TASK DIRECTIONS: Locate the lines that hold the string "index". Copy every such line.
* Start DATASET EXTRACT *
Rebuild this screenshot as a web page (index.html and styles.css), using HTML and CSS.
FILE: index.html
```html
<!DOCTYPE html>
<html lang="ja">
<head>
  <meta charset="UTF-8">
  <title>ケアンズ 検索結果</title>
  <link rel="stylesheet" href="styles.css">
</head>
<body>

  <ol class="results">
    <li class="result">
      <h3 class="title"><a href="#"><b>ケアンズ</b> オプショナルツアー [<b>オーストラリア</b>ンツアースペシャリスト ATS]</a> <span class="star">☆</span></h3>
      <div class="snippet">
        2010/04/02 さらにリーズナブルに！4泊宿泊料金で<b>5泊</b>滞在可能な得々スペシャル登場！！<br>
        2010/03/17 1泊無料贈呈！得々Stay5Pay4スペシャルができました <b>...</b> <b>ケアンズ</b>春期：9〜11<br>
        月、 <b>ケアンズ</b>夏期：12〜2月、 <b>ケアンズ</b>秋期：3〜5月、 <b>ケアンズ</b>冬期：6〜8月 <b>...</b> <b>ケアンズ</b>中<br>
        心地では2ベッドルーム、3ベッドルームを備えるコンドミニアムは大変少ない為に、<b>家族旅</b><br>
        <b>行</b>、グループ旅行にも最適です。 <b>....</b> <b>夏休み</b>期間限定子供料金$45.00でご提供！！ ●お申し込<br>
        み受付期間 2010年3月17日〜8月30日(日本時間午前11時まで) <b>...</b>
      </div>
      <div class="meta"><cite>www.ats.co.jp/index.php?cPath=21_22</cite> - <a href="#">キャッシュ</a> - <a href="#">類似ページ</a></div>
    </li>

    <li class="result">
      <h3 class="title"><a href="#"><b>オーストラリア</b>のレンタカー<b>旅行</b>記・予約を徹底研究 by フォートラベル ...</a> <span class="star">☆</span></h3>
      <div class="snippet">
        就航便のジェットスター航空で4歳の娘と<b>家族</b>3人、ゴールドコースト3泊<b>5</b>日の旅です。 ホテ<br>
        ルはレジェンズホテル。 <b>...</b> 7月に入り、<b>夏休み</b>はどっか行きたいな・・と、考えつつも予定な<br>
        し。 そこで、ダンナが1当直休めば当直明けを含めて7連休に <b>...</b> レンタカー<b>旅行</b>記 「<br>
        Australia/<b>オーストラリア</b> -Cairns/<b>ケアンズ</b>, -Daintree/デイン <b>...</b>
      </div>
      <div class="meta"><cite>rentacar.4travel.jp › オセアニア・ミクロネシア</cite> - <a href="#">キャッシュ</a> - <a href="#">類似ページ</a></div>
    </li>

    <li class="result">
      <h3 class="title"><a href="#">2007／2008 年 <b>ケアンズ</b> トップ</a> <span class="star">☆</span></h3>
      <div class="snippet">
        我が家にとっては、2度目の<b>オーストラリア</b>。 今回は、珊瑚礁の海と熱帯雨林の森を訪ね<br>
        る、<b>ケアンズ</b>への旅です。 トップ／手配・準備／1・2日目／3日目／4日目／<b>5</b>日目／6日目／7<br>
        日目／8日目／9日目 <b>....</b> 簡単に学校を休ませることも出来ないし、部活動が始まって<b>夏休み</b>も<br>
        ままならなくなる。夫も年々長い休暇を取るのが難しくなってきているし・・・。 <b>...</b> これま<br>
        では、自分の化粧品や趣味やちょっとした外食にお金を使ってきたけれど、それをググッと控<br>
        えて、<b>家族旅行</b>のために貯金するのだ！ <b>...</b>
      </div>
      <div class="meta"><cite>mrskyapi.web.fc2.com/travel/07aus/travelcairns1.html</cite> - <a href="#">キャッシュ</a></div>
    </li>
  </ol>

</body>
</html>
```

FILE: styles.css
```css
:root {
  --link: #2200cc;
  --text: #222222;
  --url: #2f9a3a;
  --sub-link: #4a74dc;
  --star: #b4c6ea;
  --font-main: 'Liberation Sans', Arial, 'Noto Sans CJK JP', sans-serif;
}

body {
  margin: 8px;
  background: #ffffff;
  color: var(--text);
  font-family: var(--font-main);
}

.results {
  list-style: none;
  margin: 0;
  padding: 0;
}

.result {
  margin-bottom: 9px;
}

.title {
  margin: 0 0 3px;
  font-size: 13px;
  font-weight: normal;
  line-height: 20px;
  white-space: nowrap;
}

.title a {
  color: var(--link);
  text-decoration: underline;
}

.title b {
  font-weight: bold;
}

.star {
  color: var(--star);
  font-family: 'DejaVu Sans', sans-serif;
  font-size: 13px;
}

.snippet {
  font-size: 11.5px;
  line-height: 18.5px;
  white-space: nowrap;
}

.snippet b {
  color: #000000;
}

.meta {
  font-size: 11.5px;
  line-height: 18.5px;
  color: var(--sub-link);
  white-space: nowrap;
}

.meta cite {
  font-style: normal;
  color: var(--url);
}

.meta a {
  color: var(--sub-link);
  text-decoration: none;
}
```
* End DATASET EXTRACT *
* Start DATASET EXTRACT *
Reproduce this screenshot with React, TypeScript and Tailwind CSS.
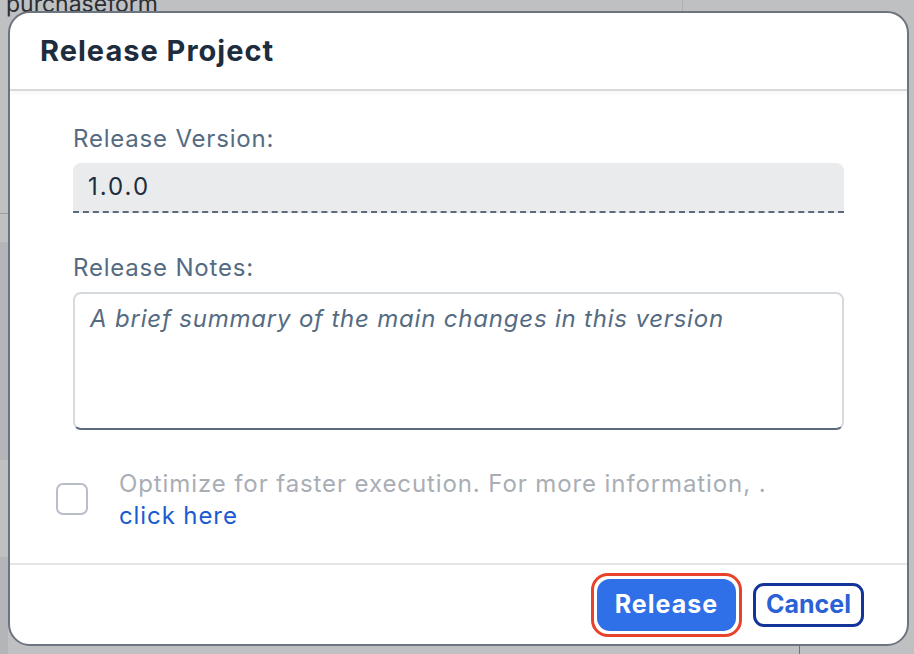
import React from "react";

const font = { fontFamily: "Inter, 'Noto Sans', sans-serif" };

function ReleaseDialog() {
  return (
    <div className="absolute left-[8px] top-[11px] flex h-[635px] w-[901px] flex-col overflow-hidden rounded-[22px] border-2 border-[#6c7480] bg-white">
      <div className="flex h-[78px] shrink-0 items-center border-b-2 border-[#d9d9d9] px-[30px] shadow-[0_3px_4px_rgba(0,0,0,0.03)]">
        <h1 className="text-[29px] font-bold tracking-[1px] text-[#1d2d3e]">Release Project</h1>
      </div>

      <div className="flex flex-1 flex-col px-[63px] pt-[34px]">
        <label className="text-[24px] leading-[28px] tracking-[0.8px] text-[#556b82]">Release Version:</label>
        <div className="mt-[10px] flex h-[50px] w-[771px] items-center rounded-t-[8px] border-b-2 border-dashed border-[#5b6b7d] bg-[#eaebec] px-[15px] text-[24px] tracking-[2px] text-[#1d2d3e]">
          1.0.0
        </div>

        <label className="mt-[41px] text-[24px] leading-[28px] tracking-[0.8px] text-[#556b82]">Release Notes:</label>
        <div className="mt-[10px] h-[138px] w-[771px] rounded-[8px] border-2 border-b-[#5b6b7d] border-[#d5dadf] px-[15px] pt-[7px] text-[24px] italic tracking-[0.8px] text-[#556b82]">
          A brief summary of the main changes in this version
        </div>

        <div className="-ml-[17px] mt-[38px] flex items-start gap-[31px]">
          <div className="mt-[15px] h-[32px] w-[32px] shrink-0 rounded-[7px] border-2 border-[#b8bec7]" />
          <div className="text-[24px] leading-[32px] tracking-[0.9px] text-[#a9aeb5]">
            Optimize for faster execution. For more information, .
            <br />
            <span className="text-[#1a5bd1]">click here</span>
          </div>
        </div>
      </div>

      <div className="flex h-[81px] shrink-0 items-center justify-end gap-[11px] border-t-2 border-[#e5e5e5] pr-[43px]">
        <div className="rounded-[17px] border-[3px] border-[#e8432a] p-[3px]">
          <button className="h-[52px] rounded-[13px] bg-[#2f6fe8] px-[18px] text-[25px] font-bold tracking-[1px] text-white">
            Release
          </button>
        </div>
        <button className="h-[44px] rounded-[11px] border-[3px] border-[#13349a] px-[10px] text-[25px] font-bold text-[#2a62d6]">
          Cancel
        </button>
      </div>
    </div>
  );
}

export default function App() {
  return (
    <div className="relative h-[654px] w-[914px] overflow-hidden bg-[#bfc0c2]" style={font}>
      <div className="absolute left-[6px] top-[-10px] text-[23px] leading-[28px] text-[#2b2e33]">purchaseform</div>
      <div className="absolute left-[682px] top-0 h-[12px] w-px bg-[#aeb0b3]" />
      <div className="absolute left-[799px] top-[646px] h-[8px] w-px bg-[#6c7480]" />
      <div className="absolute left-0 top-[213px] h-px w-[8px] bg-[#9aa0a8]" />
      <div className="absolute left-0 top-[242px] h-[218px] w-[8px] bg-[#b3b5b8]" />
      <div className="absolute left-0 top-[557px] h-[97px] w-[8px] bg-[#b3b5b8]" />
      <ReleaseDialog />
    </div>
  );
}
* End DATASET EXTRACT *
FULL SOLUTION:
Rebuild this screenshot as a web page (index.html and styles.css), using HTML and CSS.
FILE: index.html
      <div class="meta"><cite>www.ats.co.jp/index.php?cPath=21_22</cite> - <a href="#">キャッシュ</a> - <a href="#">類似ページ</a></div>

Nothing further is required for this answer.